Anderson's findings resonate with earlier works on colonization and Amazonia penned by Stephen Bunker, Marianne Schmink, David Cleary, Emilio Moran, Susanna Hecht, Nigel Smith, and others. Chronologically, this book is different from John Hemming's Red Gold, or the books on the Amazon rubber boom by Barbara Weinstein and Warren Dean, in that the author charts the course of developmentalist and statist policies from the late colonial through the middle national period. However, the first half of the nineteenth century (1798-1850), the presumed era of salutary neglect of Amazonia by exploitive outsiders, remains a mystery in this volume.
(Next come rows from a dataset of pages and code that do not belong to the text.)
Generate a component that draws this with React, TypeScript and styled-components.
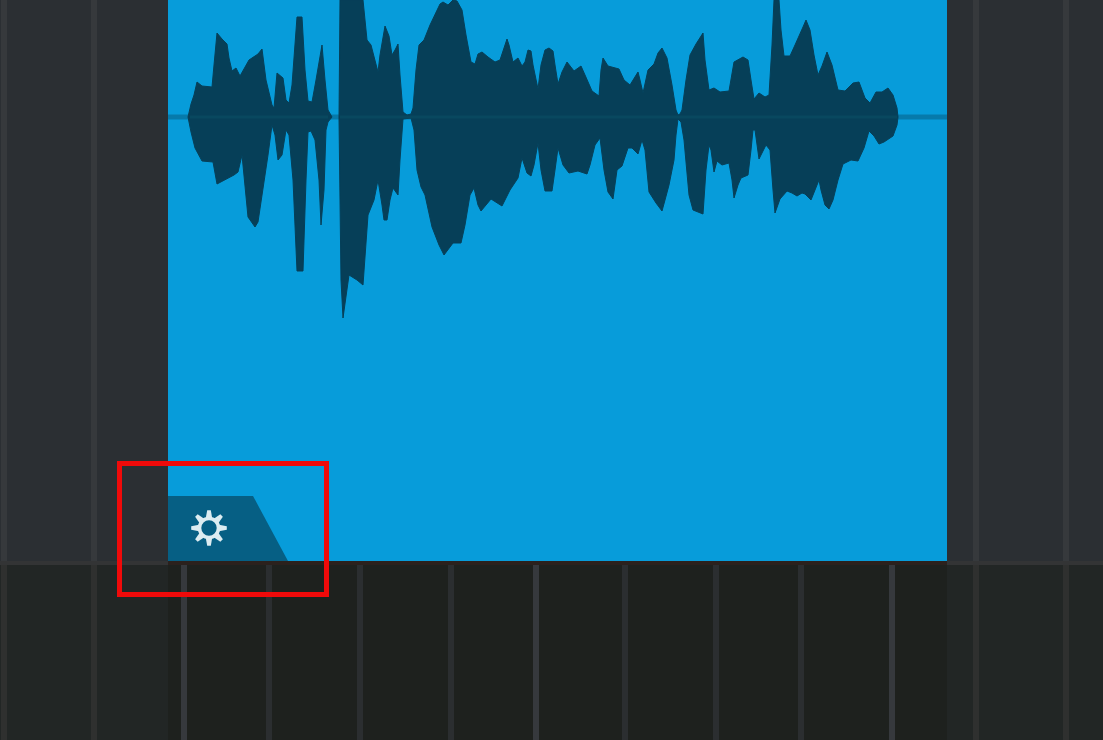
import React from "react";
import styled, { createGlobalStyle } from "styled-components";

const GlobalStyle = createGlobalStyle`
  * { box-sizing: border-box; }
  body { margin: 0; background: #1e211e; font-family: "Liberation Sans", sans-serif; }
`;

const Timeline = styled.main`
  display: grid;
  grid-template-columns: 168fr 779fr 156fr;
  grid-template-rows: auto 1fr;
  min-height: 100vh;
  overflow: hidden;
`;

const Lane = styled.div<{ $bg: string; $divider: string }>`
  display: flex;
  min-width: 0;
  background: ${(p) => p.$bg};
  border-top: ${(p) => (p.$divider === "none" ? "0" : `4px solid ${p.$divider}`)};
`;

const Beat = styled.div<{ $span: number; $line: string }>`
  flex: ${(p) => p.$span} 1 0;
  min-width: 0;
  box-shadow: ${(p) => (p.$line === "none" ? "none" : `inset -6px 0 ${p.$line}`)};
`;

const Clip = styled.section`
  position: relative;
  display: flex;
  flex-direction: column;
  justify-content: space-between;
  align-items: flex-start;
  gap: 176px;
  background: #079cda;
`;

const Waveform = styled.svg`
  display: block;
  width: 100%;
  height: 320px;
`;

const ClipSettings = styled.button`
  display: block;
  width: 120px;
  height: 65px;
  padding: 0 0 0 22px;
  border: 0;
  background: #065f84;
  clip-path: polygon(0 0, 85px 0, 100% 100%, 0 100%);
  text-align: left;
  cursor: pointer;
`;

const GearIcon = styled.svg`
  display: block;
  width: 38px;
  height: 38px;
`;

const Highlight = styled.div`
  position: absolute;
  left: -51px;
  bottom: -36px;
  width: 212px;
  height: 136px;
  border: 5px solid #f00a0a;
  pointer-events: none;
`;

type BeatData = { span: number; line: string };

const beats = (spans: number[], rest: number, colour: (i: number) => string): BeatData[] => [
  ...spans.map((span, i) => ({ span, line: colour(i) })),
  { span: rest, line: "none" },
];

const trackLine = () => "#36393c";
const dimLine = () => "#2f302f";
const gridLine = (i: number) => (i % 4 === 0 ? "#36393d" : "#2b2e30");

const before = [7, 90];
const after = [32, 90];
const during = [19, 85, 91, 91, 85, 89, 91, 85, 91];

function LaneBeats({ bg, divider = "none", items }: { bg: string; divider?: string; items: BeatData[] }) {
  return (
    <Lane $bg={bg} $divider={divider}>
      {items.map((b, i) => (
        <Beat key={i} $span={b.span} $line={b.line} />
      ))}
    </Lane>
  );
}

// Outline of the audio peaks: upper edge left to right, then lower edge back.
const firstPhrase =
  "188,117 191,104 194,95 197,82 202,86 212,87 214,65 217,33 222,39 227,44 229,58 232,71 236,68 240,76 249,60 258,54 262,49 266,80 272,105 274,108 277,73 283,78 286,100 289,103 292,85 297,17 302,17 305,70 308,101 312,102 316,80 322,45 325,80 328,110 332,117 " +
  "328,122 326,130 324,190 321,225 319,180 315,140 311,131 308,132 306,180 303,271 297,271 293,180 289,135 286,130 282,155 278,160 275,135 272,125 268,155 258,222 255,227 248,217 242,155 238,172 234,175 217,184 213,162 202,161 195,148 191,132";

const secondPhrase =
  "340,0 363,0 367,40 371,45 378,72 380,55 385,26 389,36 392,55 395,50 398,44 400,75 403,112 407,115 411,114 413,108 416,70 419,45 424,40 430,25 440,4 443,2 448,5 453,0 457,1 462,10 466,35 471,62 475,64 478,54 482,52 488,57 495,62 500,60 507,39 509,45 513,62 518,58 522,66 525,62 528,50 531,51 533,65 538,89 541,65 545,50 549,48 553,51 555,65 558,84 562,72 567,62 574,71 581,66 585,75 592,91 599,96 601,70 603,58 608,66 619,69 624,80 630,85 638,72 640,80 643,93 648,70 654,64 658,53 662,48 667,58 672,85 676,110 678,115 680,114 682,110 686,80 690,55 696,44 703,33 705,60 709,90 714,88 720,92 729,91 734,62 743,57 748,60 751,80 754,99 759,93 765,97 769,95 772,45 774,0 779,0 781,30 784,56 790,56 795,45 803,27 806,20 810,30 814,55 818,75 822,66 827,52 832,65 838,90 845,91 853,83 859,82 865,98 870,103 876,92 882,92 888,88 893,95 897,108 898,117 " +
  "897,125 893,136 884,142 879,144 874,136 869,131 864,148 858,161 851,160 843,164 838,180 833,200 829,209 825,205 821,190 819,180 815,190 811,200 805,194 802,193 797,196 792,193 787,191 780,199 775,213 773,190 770,150 766,145 759,159 755,130 753,130 751,150 748,175 741,178 738,185 734,198 732,180 729,163 722,165 717,161 714,172 711,150 709,145 706,170 703,214 693,210 689,195 684,140 681,122 678,119 676,135 674,160 669,185 665,200 662,211 656,203 649,192 645,150 642,140 638,154 632,148 628,148 622,166 617,170 613,199 608,192 604,170 600,138 595,145 590,165 587,174 578,171 569,173 563,165 558,148 555,170 552,191 545,191 541,170 538,143 534,165 531,176 527,173 522,158 518,178 510,190 502,206 491,199 481,211 478,205 474,188 470,195 465,225 461,243 453,243 444,255 439,245 432,227 425,195 421,187 417,170 414,130 411,118 403,119 400,160 398,195 393,188 390,200 387,220 384,220 382,205 378,180 374,200 368,215 363,285 357,280 349,275 343,318 341,280 339,118";

const teeth = [0, 45, 90, 135, 180, 225, 270, 315];

export default function App() {
  return (
    <>
      <GlobalStyle />
      <Timeline>
        <LaneBeats bg="#2b2f33" items={beats(before, 71, trackLine)} />
        <Clip aria-label="Audio clip">
          <Waveform viewBox="168 0 779 320" preserveAspectRatio="none" aria-hidden="true">
            <path d="M168 117H947" stroke="#067aab" strokeWidth="5" />
            <g fill="#063f58" stroke="#063f58" strokeWidth="1" strokeLinejoin="round">
              <polygon points={firstPhrase} />
              <polygon points={secondPhrase} />
            </g>
            <path d="M190 117H328M340 117H897" stroke="#08485f" strokeWidth="3" />
          </Waveform>
          <ClipSettings type="button" aria-label="Clip settings">
            <GearIcon viewBox="-19 -18 38 38" aria-hidden="true">
              <circle r="9.5" fill="none" stroke="#dcecf1" strokeWidth="3.6" />
              {teeth.map((a) => (
                <path key={a} d="M-3.2 -10L-1.8 -17.8H1.8L3.2 -10Z" fill="#dcecf1" transform={`rotate(${a})`} />
              ))}
            </GearIcon>
          </ClipSettings>
          <Highlight />
        </Clip>
        <LaneBeats bg="#2b2f33" items={beats(after, 34, trackLine)} />

        <LaneBeats bg="#222625" divider="#333435" items={beats(before, 71, dimLine)} />
        <LaneBeats bg="#1e211e" divider="#2b211d" items={beats(during, 52, gridLine)} />
        <LaneBeats bg="#222625" divider="#333435" items={beats(after, 34, dimLine)} />
      </Timeline>
    </>
  );
}
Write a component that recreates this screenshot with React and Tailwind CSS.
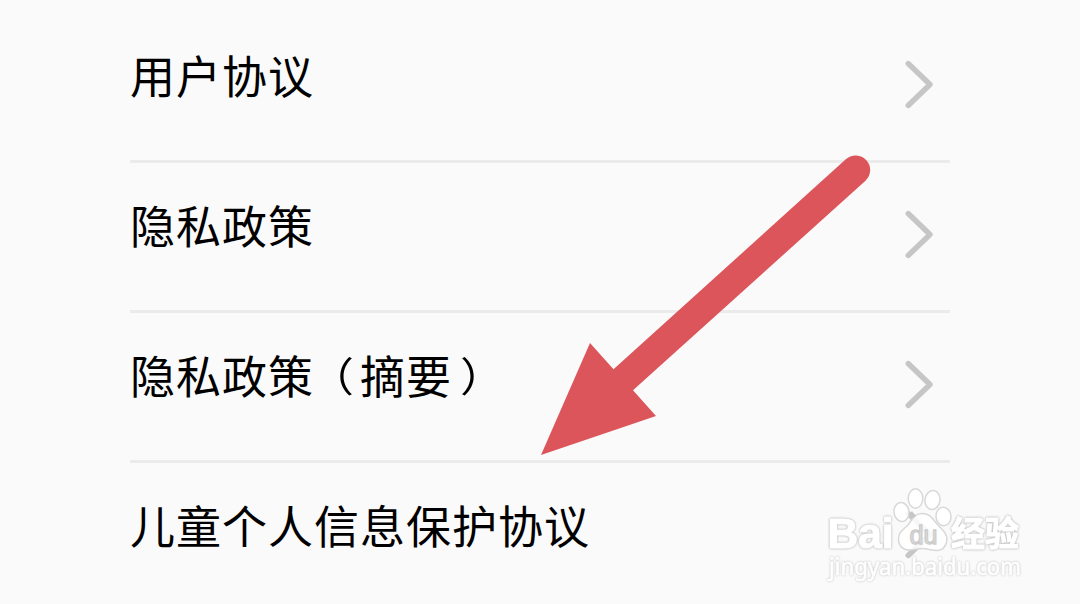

Primary sources collected at the Biblioteca Pública do Pará, the Biblioteca Nacional, Arquivo Nacional, and the Instituto Histórico e Geográfico Brasilero supply the documentary base and carry much of the narrative through the book's six chapters. The letters, plans, and reports cited often supply surprises while they also reinforce findings published in secondary sources over the last 20 years on Brazilian, environmental, and tropical history. However, the reliance on primary sources does present its problems; sometimes "seeing the forest for the trees" becomes more difficult when the details and the authority of documents cloud the larger interpretative vision. In some cases, dueling documents and resulting statements contradict one another as on the question of indigenous mortality rates from smallpox (pp. 36, 47). The author's writing is clear and free of jargon but the internal contradictions of fact, the book's organization, and the occasional repetition of material sometimes left this reader puzzled about the direction of the argument.

The author's methodology is sophisticated and sound. Anderson collected impressive amounts of economic and demographic data, organized it, and crunched it with the aid of various computer programs. She explains her methodology and analysis in appendix B, the only section of the book where the "quantitatively challenged" will run for cover. The author's fieldwork and familiarity with the people and environment of Pará, especially in the Zona Bragantina, reinforces [End Page 416] her analyses of colonization efforts there. She has a good sense of the struggles Northeasterners faced in and around the "pesthole" Belem and of why various efforts to import Europeans failed. But the lives and cultures of indigenous peoples are left in the background; greater reliance on anthropological sources about the Kayapó and Mundurucú, for example, would have brought the human element of this history into sharper relief.

Anderson saves the best for last. Her conclusion is clear, hard-hitting, and convincing. Her epilogue places recent Brazilian and international megaprojects in the context of the history she has written, presenting arguments and findings that will cheer environmentalists and democrats, embarrass World Bank officials, and trouble Brazilian planners who dream of colonizing and exploiting Amazonian environments and peoples.